> _Given data_
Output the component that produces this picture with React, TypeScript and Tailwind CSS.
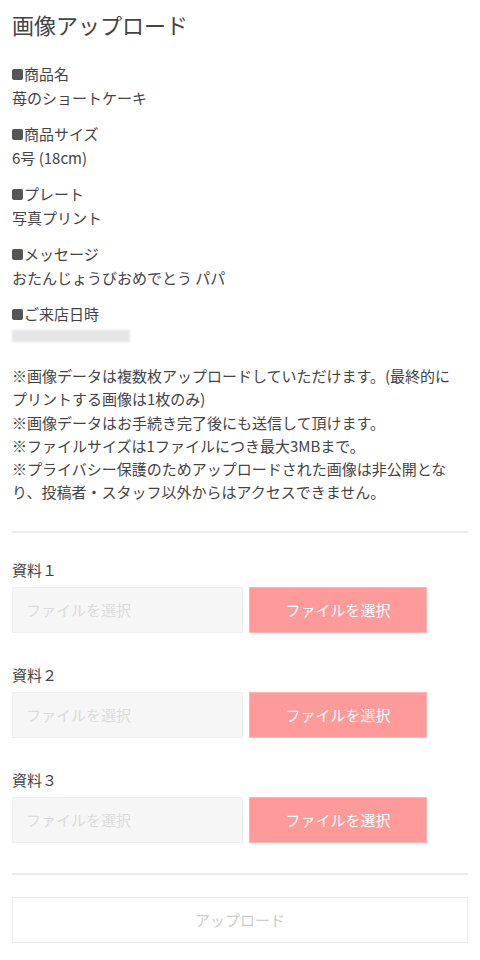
const font = { fontFamily: '"Noto Sans CJK JP", "Noto Sans", sans-serif' };

const items = [
  { label: '商品名', value: '苺のショートケーキ' },
  { label: '商品サイズ', value: '6号 (18cm)' },
  { label: 'プレート', value: '写真プリント' },
  { label: 'メッセージ', value: 'おたんじょうびおめでとう パパ' },
];

function FileRow({ n }: { n: string }) {
  return (
    <div className="mb-[30px]">
      <p className="text-[15px] leading-[24px] text-[#444] mb-[5px]">資料{n}</p>
      <div className="flex gap-[6px]">
        <div className="w-[231px] h-[46px] bg-[#f6f6f6] border border-[#eeeeee] flex items-center px-[13px] text-[15px] text-[#dcdcdc]">
          ファイルを選択
        </div>
        <button className="w-[178px] h-[46px] bg-[#ff9a9a] border border-[#ffb3b3] text-white text-[15px] flex items-center justify-center">
          ファイルを選択
        </button>
      </div>
    </div>
  );
}

export default function App() {
  return (
    <div className="min-h-screen bg-white px-3 pt-[8px] text-[#444]" style={font}>
      <h1 className="text-[22px] leading-[33px] text-[#444] mb-[21px]">画像アップロード</h1>

      {items.map((it) => (
        <div key={it.label} className="mb-3 text-[15px] leading-[24px]">
          <p className="flex items-center">
            <span className="inline-block w-[11px] h-[11px] bg-[#555] rounded-[2px] mr-[1px]"></span>
            {it.label}
          </p>
          <p>{it.value}</p>
        </div>
      ))}

      <div className="text-[15px] leading-[24px]">
        <p className="flex items-center">
          <span className="inline-block w-[11px] h-[11px] bg-[#555] rounded-[2px] mr-[1px]"></span>
          ご来店日時
        </p>
        <div className="h-[20px] flex items-center">
          <div className="w-[118px] h-[12px] bg-[#e6e6e6] blur-[1px]"></div>
        </div>
      </div>

      <div className="mt-[18px] text-[15px] leading-[23.3px] text-[#444]">
        <p>
          ※画像データは複数枚アップロードしていただけます。(最終的に
          <br />
          プリントする画像は1枚のみ)
        </p>
        <p>※画像データはお手続き完了後にも送信して頂けます。</p>
        <p>※ファイルサイズは1ファイルにつき最大3MBまで。</p>
        <p>※プライバシー保護のためアップロードされた画像は非公開となり、投稿者・スタッフ以外からはアクセスできません。</p>
      </div>

      <hr className="mt-[27px] mb-[25px] border-t-2 border-[#ebebeb]" />

      <FileRow n="１" />
      <FileRow n="２" />
      <FileRow n="３" />

      <hr className="border-t-2 border-[#ebebeb] mb-[22px]" />

      <button className="w-full h-[46px] border border-[#eeeeee] text-[15px] text-[#cccccc] bg-white">
        アップロード
      </button>
    </div>
  );
}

> _Instructions for the task_
In your copy of the listing above, reproduce each line exactly and omit all pictures.

> _Task result_
Output the component that produces this picture with React, TypeScript and Tailwind CSS.
const font = { fontFamily: '"Noto Sans CJK JP", "Noto Sans", sans-serif' };

const items = [
  { label: '商品名', value: '苺のショートケーキ' },
  { label: '商品サイズ', value: '6号 (18cm)' },
  { label: 'プレート', value: '写真プリント' },
  { label: 'メッセージ', value: 'おたんじょうびおめでとう パパ' },
];

function FileRow({ n }: { n: string }) {
  return (
    <div className="mb-[30px]">
      <p className="text-[15px] leading-[24px] text-[#444] mb-[5px]">資料{n}</p>
      <div className="flex gap-[6px]">
        <div className="w-[231px] h-[46px] bg-[#f6f6f6] border border-[#eeeeee] flex items-center px-[13px] text-[15px] text-[#dcdcdc]">
          ファイルを選択
        </div>
        <button className="w-[178px] h-[46px] bg-[#ff9a9a] border border-[#ffb3b3] text-white text-[15px] flex items-center justify-center">
          ファイルを選択
        </button>
      </div>
    </div>
  );
}

export default function App() {
  return (
    <div className="min-h-screen bg-white px-3 pt-[8px] text-[#444]" style={font}>
      <h1 className="text-[22px] leading-[33px] text-[#444] mb-[21px]">画像アップロード</h1>

      {items.map((it) => (
        <div key={it.label} className="mb-3 text-[15px] leading-[24px]">
          <p className="flex items-center">
            <span className="inline-block w-[11px] h-[11px] bg-[#555] rounded-[2px] mr-[1px]"></span>
            {it.label}
          </p>
          <p>{it.value}</p>
        </div>
      ))}

      <div className="text-[15px] leading-[24px]">
        <p className="flex items-center">
          <span className="inline-block w-[11px] h-[11px] bg-[#555] rounded-[2px] mr-[1px]"></span>
          ご来店日時
        </p>
        <div className="h-[20px] flex items-center">
          <div className="w-[118px] h-[12px] bg-[#e6e6e6] blur-[1px]"></div>
        </div>
      </div>

      <div className="mt-[18px] text-[15px] leading-[23.3px] text-[#444]">
        <p>
          ※画像データは複数枚アップロードしていただけます。(最終的に
          <br />
          プリントする画像は1枚のみ)
        </p>
        <p>※画像データはお手続き完了後にも送信して頂けます。</p>
        <p>※ファイルサイズは1ファイルにつき最大3MBまで。</p>
        <p>※プライバシー保護のためアップロードされた画像は非公開となり、投稿者・スタッフ以外からはアクセスできません。</p>
      </div>

      <hr className="mt-[27px] mb-[25px] border-t-2 border-[#ebebeb]" />

      <FileRow n="１" />
      <FileRow n="２" />
      <FileRow n="３" />

      <hr className="border-t-2 border-[#ebebeb] mb-[22px]" />

      <button className="w-full h-[46px] border border-[#eeeeee] text-[15px] text-[#cccccc] bg-white">
        アップロード
      </button>
    </div>
  );
}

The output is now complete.